The one program that captured the audiences from all over India was a Balaji produced soap called Kyunki Saas bhi Kabhi Bahu Thi. Its central theme captured the historical myth of the Indian female. From time immemorial an Indian girl is initiated, before and through puberty into the role of the adolescent bride. She goes into the household of the husband to whom, by arrangement, she is betrothed. There she encounters the mother-in-law who dramatically tyrannises her. But the title tells us that this mother-in-law was once in the very situation that her daughter-in-law now finds herself in.
Genius! This was a program that encapsulated in a simple paradox, the story of millions of women through hundreds, even thousands of generations - the girl, the bride, the oppressed daughter-in-law and mother of a son who grows and gets his own bride upon whom the cycle repeats itself. Yes! Reality makes the myth in this series. But it can’t last. Already I am reading screenplays for TV with transgender themes and rebellion against the ancient settlement on which KSBKBT was based.
The times they are a’changing, and TV, and the new forms, national and regional change with them. The question one could constantly ask is how far observed reality will dominate over traditional or mythical stories?

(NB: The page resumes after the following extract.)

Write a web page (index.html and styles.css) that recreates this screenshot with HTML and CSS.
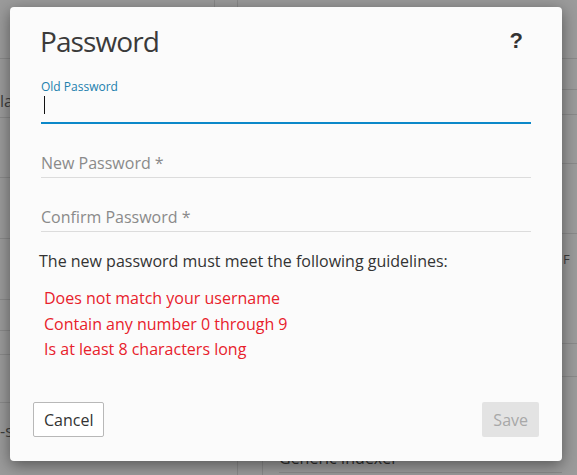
FILE: index.html
```html
<!DOCTYPE html>
<html lang="en">
<head>
<meta charset="utf-8">
<title>Password</title>
<link rel="stylesheet" href="styles.css">
</head>
<body>
<div class="page">
  <div class="col-left">
    <div class="cell l1"></div>
    <div class="cell l2"><span class="frag">la</span></div>
    <div class="cell l3"></div>
    <div class="cell l4"></div>
    <div class="cell l5"></div>
    <div class="cell l6"></div>
    <div class="cell l7"></div>
    <div class="cell l8"></div>
    <div class="cell l9"><span class="frag">-s</span></div>
  </div>
  <div class="col-mid">
    <div class="mid-top">
      <div class="mt1"></div>
      <div class="mt2"></div>
    </div>
    <div class="mid-bottom">
      <div class="mb1"></div>
      <div class="mb2"></div>
      <div class="mb3">Generic Indexer</div>
    </div>
  </div>
  <div class="col-right">
    <div class="cell r1"></div>
    <div class="cell r2"></div>
    <div class="cell r3"></div>
    <div class="cell r4"></div>
    <div class="cell r5"></div>
    <div class="cell r6"><span class="frag-r">F</span></div>
    <div class="cell r7"></div>
  </div>
</div>

<div class="dialog" role="dialog" aria-labelledby="dlg-title">
  <div class="dialog-header">
    <h1 class="dialog-title" id="dlg-title">Password</h1>
    <span class="help">?</span>
  </div>

  <div class="field field-active">
    <div class="field-label">Old Password</div>
    <div class="field-input"><span class="caret"></span></div>
  </div>

  <div class="field field-plain">
    <div class="field-input">New Password *</div>
  </div>

  <div class="field field-plain">
    <div class="field-input">Confirm Password *</div>
  </div>

  <p class="guidelines">The new password must meet the following guidelines:</p>
  <ul class="rules">
    <li>Does not match your username</li>
    <li>Contain any number 0 through 9</li>
    <li>Is at least 8 characters long</li>
  </ul>

  <div class="dialog-footer">
    <button class="btn btn-cancel" type="button">Cancel</button>
    <button class="btn btn-save" type="button" disabled>Save</button>
  </div>
</div>
</body>
</html>
```
FILE: styles.css
```css
html, body {
  margin: 0;
  padding: 0;
}

body {
  width: 577px;
  height: 475px;
  overflow: hidden;
  position: relative;
  background: #9b9b9b;
  font-family: "Open Sans", "Noto Sans", sans-serif;
}

/* dimmed page behind the modal */
.page {
  display: grid;
  grid-template-columns: 10px 1fr 15px;
  height: 475px;
}

.col-left,
.col-right {
  display: flex;
  flex-direction: column;
}

.cell {
  border-bottom: 1px solid #8a8a8a;
  flex: none;
}

.l1 { height: 58px; }
.l2 { height: 58px; }
.l3 { height: 59px; }
.l4 { height: 60px; }
.l5 { height: 60px; }
.l6 { height: 30px; }
.l7 { height: 23px; }
.l8 { height: 47px; }
.l9 { border-bottom: none; flex: 1; }

.r1 { height: 58px; }
.r2 { height: 30px; }
.r3 { height: 24px; }
.r4 { height: 48px; }
.r5 { height: 69px; }
.r6 { height: 109px; }
.r7 { height: 32px; }

.frag {
  display: block;
  font-size: 16px;
  color: #3d3d3d;
  line-height: 24px;
  white-space: nowrap;
}

.l2 .frag { margin-top: 30px; }
.l9 .frag { margin-top: 16px; }

.frag-r {
  display: block;
  font-size: 13px;
  color: #3d3d3d;
  margin-top: 17px;
  padding-left: 1px;
  line-height: 16px;
}

.col-mid {
  display: flex;
  flex-direction: column;
  justify-content: space-between;
}

.mid-top {
  display: flex;
  height: 20px;
}

.mt1 {
  width: 204px;
  border-right: 1px solid #8a8a8a;
}

.mt2 {
  width: 22px;
  border-right: 1px solid #8a8a8a;
}

.mid-bottom {
  display: flex;
  height: 30px;
}

.mb1 {
  width: 227px;
  border-right: 1px solid #8a8a8a;
}

.mb2 {
  width: 24px;
  border-right: 1px solid #8a8a8a;
}

.mb3 {
  flex: 1;
  margin-left: 16px;
  height: 23px;
  padding-top: 4px;
  border-bottom: 1px solid #8a8a8a;
  font-size: 16px;
  line-height: 18px;
  color: #2e2e2e;
  white-space: nowrap;
}

/* modal */
.dialog {
  position: absolute;
  left: 10px;
  top: 7px;
  width: 552px;
  height: 454px;
  box-sizing: border-box;
  padding: 16px 31px 24px 31px;
  background: #fbfbfb;
  border-radius: 4px;
  box-shadow: 0 4px 16px rgba(0, 0, 0, 0.45);
  display: flex;
  flex-direction: column;
}

.dialog-header {
  display: flex;
  justify-content: space-between;
  align-items: flex-start;
  height: 36px;
}

.dialog-title {
  margin: 0 0 0 -1px;
  font-size: 28px;
  font-weight: 400;
  letter-spacing: -0.9px;
  line-height: 36px;
  color: #3a3a3a;
}

.help {
  font-family: "Liberation Sans", Arial, sans-serif;
  font-weight: 700;
  font-size: 22px;
  line-height: 36px;
  color: #333;
  margin-right: 8px;
}

.field-active {
  margin-top: 20px;
}

.field-label {
  font-size: 12px;
  line-height: 16px;
  color: #2180ad;
}

.field-active .field-input {
  box-sizing: border-box;
  height: 29px;
  padding: 1px 0 0 3px;
  border-bottom: 2px solid #0b88c9;
}

.caret {
  display: block;
  width: 1px;
  height: 18px;
  background: #111;
}

.field-plain {
  margin-top: 27px;
}

.field-plain .field-input {
  font-size: 16px;
  line-height: 24px;
  padding-bottom: 2px;
  border-bottom: 1px solid #dcdcdc;
  color: #8a8a8a;
}

.guidelines {
  margin: 17px 0 0 -2px;
  font-size: 16px;
  line-height: 24px;
  color: #333;
}

.rules {
  list-style: none;
  margin: 13px 0 0 0;
  padding: 0 0 0 3px;
  font-size: 16px;
  line-height: 25.6px;
  color: #e8212b;
}

.dialog-footer {
  margin: auto -8px 0 -8px;
  display: flex;
  justify-content: space-between;
  align-items: flex-end;
}

.btn {
  font-family: "Open Sans", "Noto Sans", sans-serif;
  font-size: 16px;
  height: 35px;
  border-radius: 2px;
  box-sizing: border-box;
  line-height: 24px;
}

.btn-cancel {
  background: #fff;
  border: 1px solid #b8b8b8;
  color: #333;
  padding: 0 10px;
}

.btn-save {
  background: #e3e3e3;
  border: none;
  color: #a8a8a8;
  padding: 0 11px;
}
```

The gangster, mafia, and police or detective stories borrow heavily from these genres exploited mercilessly on European and American TV. And yet, the vernacular, which they use on Indian screens, the nuances and peculiarities of police behaviour are based on observation rather than strict imitation.
As fast-developing technology brings the output of world TV to more and more screens in Indian households, the compulsion to transform an American, Israeli or British idea or format into a precise Indianised copy fades. The value of originality increases and a new generation of imaginative creation is released.